A year later, iPhone XS and XR gave us a taste of the future. Apple’s Smart HDR was the beginning of your camera using AI and other smart things to get a better result. But RAW shots came out noisier, because Apple was combining many photos together, tuning the camera for many shots, not just one. We had to tweak Halide and how it took photos to get the best results.
Why did you give Halide for iPad its own unique interface?
With iPhone X, we realized we wanted Halide to be ‘tightly’ designed to fit and match the hardware, to give you the best possible experience. For the iPad, we wanted to accommodate what you do on the device. You hold iPads closer than an iPhone, which makes the screens relatively larger. When you have a full-screen view, it’s hard to judge the composition without your eyes moving around a lot. That’s why we made Pro View, which makes the image smaller and gives your tools extra space.
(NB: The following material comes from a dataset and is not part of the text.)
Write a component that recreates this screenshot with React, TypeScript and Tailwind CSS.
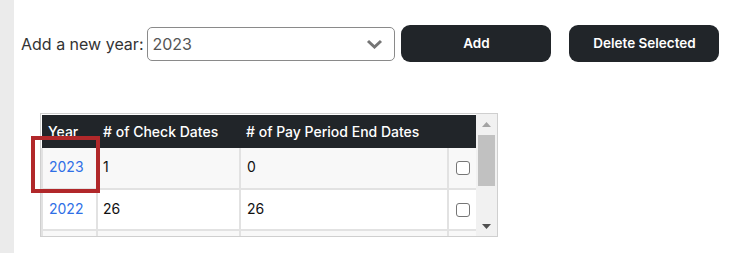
import React from 'react';

const rows = [
  { year: '2023', checks: '1', payEnds: '0' },
  { year: '2022', checks: '26', payEnds: '26' },
];

const App: React.FC = () => {
  return (
    <div
      className="flex h-[253px] w-[737px] bg-white text-[#222]"
      style={{ fontFamily: 'Inter, "Noto Sans", sans-serif' }}
    >
      <div className="w-[14px] shrink-0 bg-[#ebebeb]" />

      <div className="flex-1">
        {/* Add year row */}
        <div className="mt-[25px] flex items-center pl-[7px]">
          <label className="mr-[4px] text-[16px] text-[#333]">Add a new year:</label>
          <div className="flex h-[34px] w-[248px] items-center justify-between rounded-[5px] border border-[#8a8a8a] pl-[4px] pr-[11px] text-[16px] text-[#555]">
            <span>2023</span>
            <svg width="17" height="10" viewBox="0 0 17 10">
              <path d="M2 2 L8.5 8 L15 2" fill="none" stroke="#757575" strokeWidth="3" />
            </svg>
          </div>
          <button className="ml-[6px] h-[37px] w-[150px] rounded-[9px] bg-[#212529] text-[13.5px] font-semibold text-white">
            Add
          </button>
          <button className="ml-[18px] h-[37px] w-[150px] rounded-[9px] bg-[#212529] text-[13.5px] font-semibold text-white">
            Delete Selected
          </button>
        </div>

        {/* Table */}
        <div className="relative ml-[26px] mt-[51px] flex h-[124px] w-[458px] border border-[#cfcfcf] bg-white">
          <div className="h-full w-[436px] overflow-hidden pt-[1px]">
            <table className="w-full border-collapse text-[14px]">
              <thead>
                <tr className="h-[33px] bg-[#212529] text-left text-white">
                  <th className="w-[55px] pl-[6px] font-medium">Year</th>
                  <th className="w-[143px] pl-[6px] font-medium">
                    # of Check Dates
                  </th>
                  <th className="w-[208px] pl-[6px] font-medium">
                    # of Pay Period End Dates
                  </th>
                  <th className="font-medium" />
                </tr>
              </thead>
              <tbody>
                {rows.map((row, i) => (
                  <tr
                    key={row.year}
                    className={`h-[41px] border-b-2 border-[#e2e2e2] ${i % 2 === 0 ? 'bg-[#f8f8f8]' : 'bg-white'}`}
                  >
                    <td className="border-x-2 border-[#e2e2e2] pb-[3px] pl-[6px] text-[#2f6fe6]">{row.year}</td>
                    <td className="border-r-2 border-[#e2e2e2] pb-[3px] pl-[5px] text-[#111]">{row.checks}</td>
                    <td className="border-r-2 border-[#e2e2e2] pb-[3px] pl-[6px] text-[#111]">{row.payEnds}</td>
                    <td className="pl-[7px]">
                      <div className="h-[14px] w-[14px] rounded-[3px] border border-[#767676] bg-white" />
                    </td>
                  </tr>
                ))}
                <tr className="h-[41px] bg-[#f8f8f8]">
                  <td className="border-x-2 border-[#e2e2e2]" />
                  <td className="border-r-2 border-[#e2e2e2]" />
                  <td className="border-r-2 border-[#e2e2e2]" />
                  <td />
                </tr>
              </tbody>
            </table>
          </div>

          {/* scrollbar */}
          <div className="flex h-full w-[21px] flex-col items-center bg-[#f1f1f1]">
            <div className="flex h-[21px] w-full items-center justify-center">
              <svg width="9" height="5" viewBox="0 0 9 5">
                <path d="M0 5 L4.5 0 L9 5 Z" fill="#a3a3a3" />
              </svg>
            </div>
            <div className="h-[51px] w-[17px] bg-[#c1c1c1]" />
            <div className="flex-1" />
            <div className="flex h-[20px] w-full items-center justify-center">
              <svg width="9" height="5" viewBox="0 0 9 5">
                <path d="M0 0 L9 0 L4.5 5 Z" fill="#505050" />
              </svg>
            </div>
          </div>

          {/* highlight around the first year */}
          <div className="absolute left-[-10px] top-[22px] h-[57px] w-[69px] border-[4px] border-[#b1282a]" />
        </div>
      </div>
    </div>
  );
};

export default App;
Finally, what is your favorite thing about Halide?
That it lets me be responsible for my own failures. Which sounds bad, so let me explain! When I got into photography, I found it frustrating that an autofocus lens would make a decision for me on what ‘it’ wanted to be in focus. If it can’t read my mind, it’s not ‘smart’ – it’s just wrong. Manual control doesn’t mean my camera can read my mind either – but it can become an extension of it.
I like being able to switch my lens in Halide and have it be the lens I pick. That sounds silly, but try zooming in on older iPhones and covering the telephoto lens: you’ll see it’s often using a crop of the regular camera if you are in low light. Sometimes, if you bring something close to your phone it will switch to your macro (ultra wide) lens.
I know what I want, and we made Halide in that image. If I set the lens, it stays that way. If I want to take a photo using all the fantastic processing Apple does to get a good image in low light, I’ll enable that. But sometimes I don’t – and I disable that feature. That’s my favorite part of the app, together with our ongoing effort to make Halide feel tactile and camera-like.